All jobs are good, but some are better than others. A part time job at or near the minimum wage for a high school student or drop-out can be a good job for such person. Hopefully, it will lead to advancement. The low-income employee can be expected to promptly spend all of the take home pay which increases the GDP. However, such spending, mostly on food and clothing, creates only a minimal and meaningless multiplier effect and the low compensation results in the payment of negative income taxes.
Other jobs that pay salaries that require the employee to pay federal income taxes are much more desirable from a macroeconomic prospective. Individuals with tax-paying jobs buy cars, homes and other products and services, while people with low paying jobs generally do not. The increase in demand for such products and services leads to hiring additional workers and capital spending each of which generates additional tax-paying jobs.

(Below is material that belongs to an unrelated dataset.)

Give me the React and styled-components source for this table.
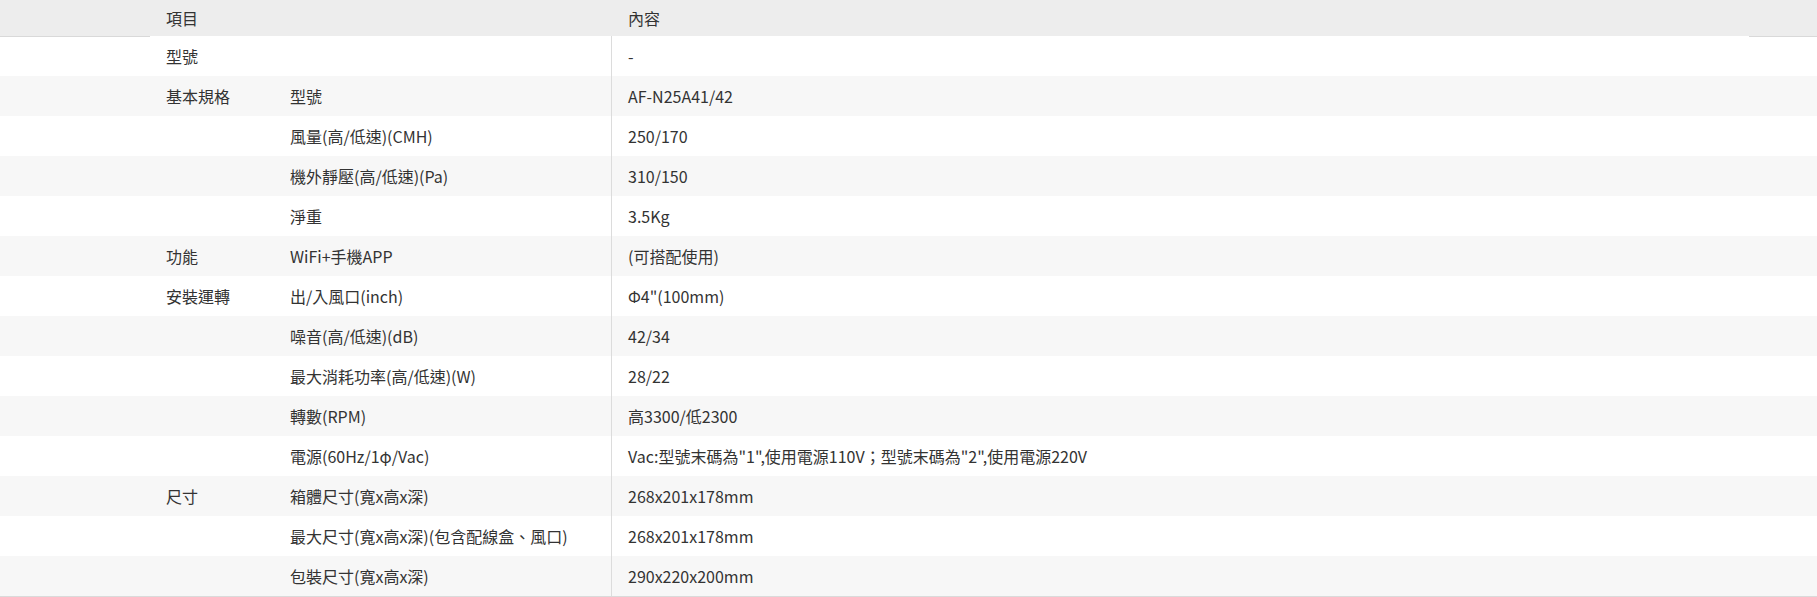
import React from "react";
import styled, { createGlobalStyle } from "styled-components";

const GlobalStyle = createGlobalStyle`
  html, body {
    margin: 0;
    padding: 0;
    background: #fff;
  }
  body {
    font-family: "Noto Sans CJK TC", "Noto Sans", sans-serif;
    color: #333;
  }
`;

const rows = [
  { group: "型號", item: "", value: "-" },
  { group: "基本規格", item: "型號", value: "AF-N25A41/42" },
  { group: "", item: "風量(高/低速)(CMH)", value: "250/170" },
  { group: "", item: "機外靜壓(高/低速)(Pa)", value: "310/150" },
  { group: "", item: "淨重", value: "3.5Kg" },
  { group: "功能", item: "WiFi+手機APP", value: "(可搭配使用)" },
  { group: "安裝運轉", item: "出/入風口(inch)", value: "Φ4\"(100mm)" },
  { group: "", item: "噪音(高/低速)(dB)", value: "42/34" },
  { group: "", item: "最大消耗功率(高/低速)(W)", value: "28/22" },
  { group: "", item: "轉數(RPM)", value: "高3300/低2300" },
  {
    group: "",
    item: "電源(60Hz/1φ/Vac)",
    value: "Vac:型號末碼為\"1\",使用電源110V；型號末碼為\"2\",使用電源220V",
  },
  { group: "尺寸", item: "箱體尺寸(寬x高x深)", value: "268x201x178mm" },
  { group: "", item: "最大尺寸(寬x高x深)(包含配線盒、風口)", value: "268x201x178mm" },
  { group: "", item: "包裝尺寸(寬x高x深)", value: "290x220x200mm" },
];

const App = () => {
  return (
    <>
      <GlobalStyle />
      <Table>
        <Header>
          <Edge />
          <HeadCell>項目</HeadCell>
          <HeadCell />
          <HeadCell>內容</HeadCell>
          <Edge />
        </Header>
        {rows.map((row, i) => (
          <Row key={i} $alt={i % 2 === 1}>
            <Edge $top={i === 0} />
            <Cell>{row.group}</Cell>
            <Cell $divider>{row.item}</Cell>
            <Cell>{row.value}</Cell>
            <Edge $top={i === 0} />
          </Row>
        ))}
      </Table>
    </>
  );
};

export default App;

const Table = styled.div`
  width: 100%;
  border-bottom: 1px solid #dadada;
  font-size: 16px;
  line-height: 20px;
`;

const grid = `
  display: grid;
  grid-template-columns: 150px 124px 338px 1fr 68px;
  align-items: stretch;
`;

const Header = styled.div`
  ${grid}
  height: 36px;
  background: #ededed;
`;

const HeadCell = styled.div`
  display: flex;
  align-items: center;
  padding-left: 16px;
  white-space: nowrap;
`;

const Row = styled.div`
  ${grid}
  height: 40px;
  background: ${(p) => (p.$alt ? "#f7f7f7" : "#fff")};
`;

const Edge = styled.div`
  box-shadow: ${(p) => (p.$top ? "inset 0 1px 0 #d9d9d9" : "none")};
`;

const Cell = styled.div`
  display: flex;
  align-items: center;
  padding-left: 16px;
  white-space: nowrap;
  border-right: ${(p) => (p.$divider ? "1px solid #dcdcdc" : "none")};
`;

The greatest failure of the Obama stimulus programs is that they failed to create enough federal income tax paying jobs. A large portion of the tax rebates was used to reduce debt and created no jobs. The effect of Obamacare on employment is only beginning to be understood. It seems to be encouraging part-time jobs (to avoid Obamacare requirements) that are reducing head-line unemployment but are not materially increasing aggegate payrolls or federal income tax revenues.
Welfare spending improves the lives of the recipients, but does not create many tax-paying jobs. Food stamps are generally spent at groceries or discount stores that might hire a clerk or two in a low-paying job. Farmers, overseas clothing manufacturers and their supply chains increase their sales, but hire few additional domestic workers. Insignificant tax revenue increases result from welfare spending. The GDP goes up on a better than 1 to 1 ratio because all of the welfare payments are spent almost immediately and the added low income wage earners spend their earnings. However, since almost no federal income tax revenues are generated, the National Debt grows by a large percentage of the welfare payments.
The size of the National Debt matters. It is true that as long as short term interest rates remain near zero, the carrying cost of the National Debt remains negligible. However, if short term interest rates rise so will the carrying cost of the National Debt.
Transportation infrastructure construction projects create good tax-paying jobs. The states are broke and must balance their budgets. They are unable to obtain funding for such projects. As a result, funding for such projects must come from the US government or other sources. The Obama stimulus programs should have allocated hundreds of billions of dollars for transportation infrastructure construction loans or subsidies. Instead the money was spent in ways that didn’t generate tax revenues.
We still need hundreds of billions of dollars to be spent on transportation infrastructure construction. The Obama administration has called for a new stimulus program for a fraction of the amount needed. There is a zero chance that the Republicans in the House of Representatives will approve such spending. The President squandered his chance to adequately finance transportation construction during his first two years in office. He blamed all of his economic failures on the policies of George W. Bush and the refusal of Republicans to cooperate. As a result of the multiple scandals, confusing and misleading statements about Obamacare and disgraceful theatrics in dealing with the sequester, President Obama and his advisors have lost a great deal of credibility among voters. Now, ridiculous arguments by Republicans favoring austerity measures, like the sequester, that is causing harm to our economy, seem more credible to voters. Too many people think our economy is growing and it is time to try to reduce deficit spending.
My book, Perpetuating American Greatness After The Fiscal Cliff introduces Jump Start America Bonds. Such bonds that will be purchased by corporations and indviduals will have tax features that enble them to be purchased virtually risk free. They will enable the funding of hundreds of billions of transportation infrastructure construction projects. Such bonds will only come into being if Congress changes the federal corporate and individual estate tax laws to permit and encourage their sale. The required changes will be revenue generating for the US Treasury almost immediately. They should sail through Congress and be signed into law by the president. As I have previously written on this website, Jump Start America Bonds represent the perfect economic stimulus.
Housing construction and renovation are another source of good income tax paying jobs. The great wealth of private equity and foreign investors appears to have temporarily stabilized the housing market. A limited number of good tax-paying jobs are being created and auto sales have benefitted. Nevertheless, the foreclosed homes have devastated the middle class and increased bank losses. An increase in home prices means that some homes are no longer underwater, but the recovery in prices is not yet significant. It may not continue if mortgage rates keep going up. Single family homes are not suited for the rental market. There is a better way to help the housing recovery. It entails giving mortgage relief to homeowners as described in my book Perpetuating American Greatness After The Fiscal Cliff.